In questo contesto il turismo ha quindi avuto ulteriore spinta nel proporre modelli che forse di turismo hanno molto poco ma diventano più parte della necessità di una nuova e soprattutto diversa esperienza di vita quotidiana.
E mi chiedo quanto questa oggettiva tendenza di cambio di paradigma sia tale da condizionare i flussi futuri o invece sia la solita romantica idea di una élite che con atteggiamento educativo vuole cambiare il turismo popolare.
Il turismo da sempre ha motivazioni diverse ma la più importante rimane quella di evadere dalla quotidianità per ampliare i propri orizzonti sociali, culturali e personali con una forte componente di svago.

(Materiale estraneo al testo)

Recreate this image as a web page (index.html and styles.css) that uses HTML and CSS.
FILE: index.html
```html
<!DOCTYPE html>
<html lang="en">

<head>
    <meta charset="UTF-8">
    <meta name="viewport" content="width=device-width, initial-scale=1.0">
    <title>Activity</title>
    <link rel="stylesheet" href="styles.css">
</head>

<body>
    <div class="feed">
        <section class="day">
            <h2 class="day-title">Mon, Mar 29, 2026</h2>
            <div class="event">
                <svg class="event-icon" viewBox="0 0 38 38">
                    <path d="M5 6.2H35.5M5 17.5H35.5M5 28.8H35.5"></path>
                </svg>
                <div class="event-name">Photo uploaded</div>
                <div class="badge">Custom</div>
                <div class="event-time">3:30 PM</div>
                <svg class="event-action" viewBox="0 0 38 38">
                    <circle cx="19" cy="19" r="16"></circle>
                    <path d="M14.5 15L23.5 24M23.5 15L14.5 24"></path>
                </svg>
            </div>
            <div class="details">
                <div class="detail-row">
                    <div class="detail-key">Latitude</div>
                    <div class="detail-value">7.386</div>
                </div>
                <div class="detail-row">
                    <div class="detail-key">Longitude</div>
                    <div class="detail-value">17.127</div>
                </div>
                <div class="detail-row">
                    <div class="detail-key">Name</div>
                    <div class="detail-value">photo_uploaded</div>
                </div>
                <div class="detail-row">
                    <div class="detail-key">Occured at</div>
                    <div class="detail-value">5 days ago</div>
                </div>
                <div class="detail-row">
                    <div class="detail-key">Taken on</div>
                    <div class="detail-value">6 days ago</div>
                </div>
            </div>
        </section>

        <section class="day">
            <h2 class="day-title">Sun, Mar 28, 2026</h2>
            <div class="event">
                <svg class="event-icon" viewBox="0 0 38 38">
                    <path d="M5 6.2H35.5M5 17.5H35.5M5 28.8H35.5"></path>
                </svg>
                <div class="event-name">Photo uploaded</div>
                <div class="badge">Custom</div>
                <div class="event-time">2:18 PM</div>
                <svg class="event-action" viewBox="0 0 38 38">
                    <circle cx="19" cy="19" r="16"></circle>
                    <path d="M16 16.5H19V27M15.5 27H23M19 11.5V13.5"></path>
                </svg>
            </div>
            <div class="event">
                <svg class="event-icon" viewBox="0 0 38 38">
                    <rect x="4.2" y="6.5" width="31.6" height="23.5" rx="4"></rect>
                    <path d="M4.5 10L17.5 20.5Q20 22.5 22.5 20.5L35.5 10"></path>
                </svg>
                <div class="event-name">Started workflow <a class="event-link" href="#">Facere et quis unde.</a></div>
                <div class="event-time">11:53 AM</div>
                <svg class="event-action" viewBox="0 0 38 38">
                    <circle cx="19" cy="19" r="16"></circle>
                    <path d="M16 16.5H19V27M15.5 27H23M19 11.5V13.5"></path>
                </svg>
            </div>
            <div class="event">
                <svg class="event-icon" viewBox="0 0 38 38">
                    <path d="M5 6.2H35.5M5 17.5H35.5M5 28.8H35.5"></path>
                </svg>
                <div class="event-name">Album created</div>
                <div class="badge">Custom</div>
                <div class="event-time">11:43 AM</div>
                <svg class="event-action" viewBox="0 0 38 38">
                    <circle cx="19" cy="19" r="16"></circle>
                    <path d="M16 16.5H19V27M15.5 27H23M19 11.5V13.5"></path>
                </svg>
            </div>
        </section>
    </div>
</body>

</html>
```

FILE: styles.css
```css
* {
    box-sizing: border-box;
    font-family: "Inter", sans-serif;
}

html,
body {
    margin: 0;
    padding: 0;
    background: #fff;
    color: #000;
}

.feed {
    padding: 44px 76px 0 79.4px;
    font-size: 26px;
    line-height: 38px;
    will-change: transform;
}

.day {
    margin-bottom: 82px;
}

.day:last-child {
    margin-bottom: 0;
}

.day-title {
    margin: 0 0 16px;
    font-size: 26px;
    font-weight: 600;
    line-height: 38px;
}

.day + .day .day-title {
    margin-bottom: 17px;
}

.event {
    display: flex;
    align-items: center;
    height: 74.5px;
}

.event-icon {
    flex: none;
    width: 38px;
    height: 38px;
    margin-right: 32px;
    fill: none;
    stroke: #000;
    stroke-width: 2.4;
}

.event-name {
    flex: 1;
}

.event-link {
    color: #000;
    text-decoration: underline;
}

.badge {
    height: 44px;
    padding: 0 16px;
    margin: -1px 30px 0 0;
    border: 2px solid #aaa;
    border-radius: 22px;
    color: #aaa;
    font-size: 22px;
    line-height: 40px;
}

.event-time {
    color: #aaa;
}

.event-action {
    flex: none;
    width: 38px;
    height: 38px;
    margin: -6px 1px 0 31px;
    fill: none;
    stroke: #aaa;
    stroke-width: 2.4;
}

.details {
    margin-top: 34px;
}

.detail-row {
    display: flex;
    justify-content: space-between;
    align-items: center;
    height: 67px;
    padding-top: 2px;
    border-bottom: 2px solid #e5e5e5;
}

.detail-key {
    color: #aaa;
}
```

Pensare i turisti come invece dei cittadini scolari che vanno educati al bello, al sostenibile, al profondo è più educazione civica che turismo: non è sbagliato ma forse cambia le regole e il mondo non è ancora pronto.
Perché sono decenni che si vuole puntare a un “turismo di qualità” finora con scarso successo e soprattutto con scarsissimi numeri a fronte di finanziamenti cospicui.
Forse è urgente una riflessione profonda su quanto ormai il turismo sia parte integrante e necessità frequente se non quotidiana degli esseri umani, in un mondo frammentato ma collegato che amplia la curiosità e le opportunità di conoscenza e relazioni.
Continuare a immaginarlo e soprattutto pianificarlo come fosse invece un universo parallelo che porta a esperienze ascetiche e esclusive quasi fosse un percorso religioso lo trovo concettualmente sbagliato.
Il turismo cambia per cambiare il turista più che per andargli incontro nelle sue esigenze.
Forse dobbiamo capire se ha senso farlo così senza affrontare il problema anche dal punto vista urbanistico, sociale e strategico.